São raras as ocasiões em que um jogador de MMORPG tem noção de com quem se comunica, pois, cidadãos de diferentes países participam nestes jogos online.
Ao servirem-se dos sistemas de moeda virtual destes jogos, os branqueadores podem fazer o dinheiro circular de um país para o outro, e então, o dinheiro virtual pode ser transformado em dinheiro real sem deixar rastos que permitam chegar ao branqueador.
É necessário realçar o facto de que os desenvolvedores dos jogos não estão associados à estas operações, trabalhando muitas vezes em conjunto com as autoridades para combater este fenómeno.
Os criminosos recorrem cada vez mais ao micro-branqueamento através de sites como o PayPal ou até mesmo de sites de ofertas de emprego, para evitarem a detecção da sua actividade. A prática tem-se popularizado de tal modo, que hoje encontram-se pela internet, diversos fóruns onde branqueadores discutem e trocam técnicas de branquear desta forma.
Estas técnicas, longe de serem as únicas, não constituem necessariamente acções isoladas, podendo num só acto reunir-se várias.
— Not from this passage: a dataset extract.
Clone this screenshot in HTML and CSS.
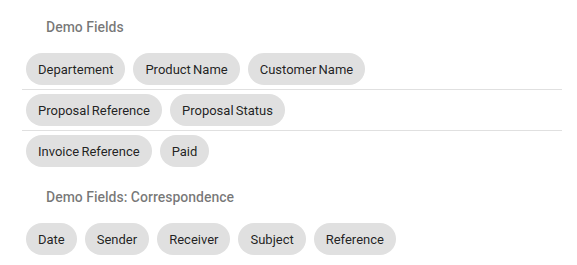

No entanto, o processo de identificação, estudo e compilação das técnicas utilizadas durante o processo de branqueamento - quer estas já tenham sido utilizadas, quer se tratem de hipóteses elaboradas pelas autoridades procurando prevenir e antecipar as acções dos agentes branqueadores - requer particular cautela por parte das mesmas, pois, este processo poderá conduzir a criação de um “manual de branqueamento” rico em detalhes que poderia ter o efeito adverso e servir de guia para os agentes branqueadores.